Lire - Lucene Image REtrieval
The LIRE (Lucene Image REtrieval) library a simple way to create a Lucene index of image features for content based image retrieval (CBIR). There is no complete list of features, but these are some of them:
- ScalableColor, ColorLayout and EdgeHistogram MPEG-7
- CEDD and FCTH (contributed by Savvas Chatzichristofis)
- Color histograms (HSV and RGB), Tamura & Gabor, auto color correlogram, JPEG coefficient histogram (common global descriptors)
- Visual words based on SIFT and SURF
- Visual words based on SIMPLE
- Approximate fast search based on hashing and metric indexing.
Furthermore, methods for searching the index based on Lucene are provided.
The LIRE library started out as part of the Caliph & Emir project and aimed to provide the CBIR features of Caliph & Emir to other Java projects in an easy and light weight way. In the meantime it has turned out as big and interesting project itself.
- How to create an index with Lire?
- How to search through the index with Lire?
- Frequently Asked Questions
I recommend to start with taking a look at the SimpleApplication package of LIRE, which covers the most needed stuff including indexing, search and extraction of image features for use in other applications. It's also a good idea to work on the current SVN version of LIRE: How to check out and set up LIRE in the IDEA IDE.
Note at this point that LIRE comes with Apache Ant build files, named build.xml. You can use the tasks to create the jar from the source code as soon as you have Ant installed, or you are using an IDE prepared for that, like IDEA, Eclipse or NetBeans. Apache Ant can be found at the Apache Ant Project Page
If you are searching for the Solr plugin of LIRE ... it's still under construction. Some global features are working fine and its based on Solr 4.10.2. It can be found at BitBucket. It has been reported working on distributed installations.
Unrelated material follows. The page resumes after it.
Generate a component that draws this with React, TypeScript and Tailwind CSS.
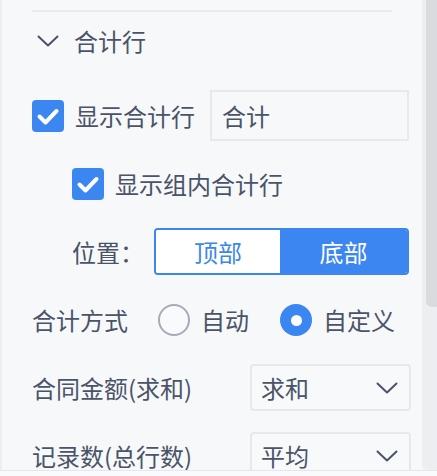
const font = { fontFamily: '"Noto Sans CJK SC", "Noto Sans", sans-serif' };

function Chevron({ className }: { className?: string }) {
  return (
    <svg className={className} width="22" height="12" viewBox="0 0 22 12" fill="none">
      <polyline points="1.5,1.5 11,10.5 20.5,1.5" stroke="currentColor" strokeWidth="2" strokeLinecap="round" strokeLinejoin="round" />
    </svg>
  );
}

function Checkbox() {
  return (
    <div className="w-[32px] h-[32px] rounded-[4px] bg-[#3b86f1] flex items-center justify-center shrink-0">
      <svg width="32" height="32" viewBox="0 0 32 32" fill="none">
        <polyline points="7.5,16.5 13.5,22.5 24.5,11" stroke="white" strokeWidth="4" strokeLinecap="round" strokeLinejoin="round" />
      </svg>
    </div>
  );
}

function Select({ value }: { value: string }) {
  return (
    <div className="ml-auto w-[161px] h-[47px] shrink-0 border-2 border-[#e7e8eb] rounded-[4px] bg-[#f8f9fb] flex items-center pl-[9px] pr-[11px]">
      <span>{value}</span>
      <Chevron className="ml-auto text-[#4a5468]" />
    </div>
  );
}

export default function App() {
  return (
    <div className="w-[437px] h-[476px] bg-[#f7f8fa] flex flex-col overflow-hidden text-[24px] leading-none text-[#4a5468]" style={font}>
      <div className="h-[470px] flex overflow-hidden">
        <div className="flex-1 border-l-2 border-[#eceef1] pl-[30px] pr-[11px] pt-[10px]">
          <div className="h-[2px] bg-[#e9eaed] mr-[19px]" />

          <div className="h-[58px] flex items-center">
            <Chevron className="ml-[5px] text-[#4a5468]" />
            <span className="ml-[15px]">合计行</span>
          </div>

          <div className="mt-[20px] h-[51px] flex items-center pr-[2px]">
            <Checkbox />
            <span className="ml-[11px]">显示合计行</span>
            <div className="ml-auto w-[199px] h-[51px] border-2 border-[#e8e9ec] flex items-center pl-[10px]">合计</div>
          </div>

          <div className="mt-[19px] h-[48px] flex items-center pl-[40px]">
            <Checkbox />
            <span className="ml-[11px]">显示组内合计行</span>
          </div>

          <div className="mt-[20px] h-[47px] flex items-center pl-[40px] pr-[2px]">
            <span>位置：</span>
            <div className="ml-auto w-[255px] h-[47px] border-2 border-[#3b86f1] rounded-[4px] flex overflow-hidden">
              <div className="w-[124px] bg-white text-[#3b86f1] flex items-center justify-center">顶部</div>
              <div className="flex-1 bg-[#3b86f1] text-white flex items-center justify-center">底部</div>
            </div>
          </div>

          <div className="mt-[21px] h-[48px] flex items-center">
            <span>合计方式</span>
            <div className="ml-[30px] w-[32px] h-[32px] rounded-full border-2 border-[#a6abb5] bg-[#f9fafb] shrink-0" />
            <span className="ml-[11px]">自动</span>
            <div className="ml-[31px] w-[32px] h-[32px] rounded-full bg-[#3b86f1] flex items-center justify-center shrink-0">
              <div className="w-[11px] h-[11px] rounded-full bg-white" />
            </div>
            <span className="ml-[11px]">自定义</span>
          </div>

          <div className="mt-[20px] h-[47px] flex items-center">
            <span>合同金额(求和)</span>
            <Select value="求和" />
          </div>

          <div className="mt-[21px] h-[47px] flex items-center">
            <span>记录数(总行数)</span>
            <Select value="平均" />
          </div>
        </div>

        <div className="w-[15px] bg-[#eceef1] rounded-bl-[6px] pl-[4px]">
          <div className="h-[307px] bg-[#d9dbdf] rounded-bl-[6px]" />
        </div>
      </div>
      <div className="flex-1 border-t border-[#e4e6e9] bg-[#f9fafb]" />
    </div>
  );
}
How does Lire actually work?
Lire employs global image features for content based image retrieval. For more information on the underlying methods and techniques you should consult the basic literature on content based images retrieval:
- Visual Information Retrieval using Java and LIRE (Lux & Marques, 2013)
- Image Retrieval: Ideas, Influences, and Trends of the New Age (Datta et al., 2008)
- Content-Based Image Retrieval at the End of the Early Years (Smeulders et al., 2000)
Further it uses the Java search engine Lucene to provide
- linear search (opening each and every indexed document and comparing it to the query feature)
- approximate indexing based on metric spaces based on the work of G. Amato
- approximate indexing based on locality sensitive hashing
Parallel indexing with the ParallelIndexer running with 8 threads on a AMD A10 with 4 cores and 4.4 GHz, Windows 7 64 bits extracting 7 features at once including hashing is down to ~180 ms per image. On a Intel Core i7, ie. the 4770K, it runs a lot faster, using an SSD then speeds up the process even more. Extracting single features with the ParallelIndexer is on a core i7 typically faster than 1 MP images can be read from a (magnetic) hard disk.
Search is a matter of index size and is down to a few ms for 100k and less images, and increases linearly.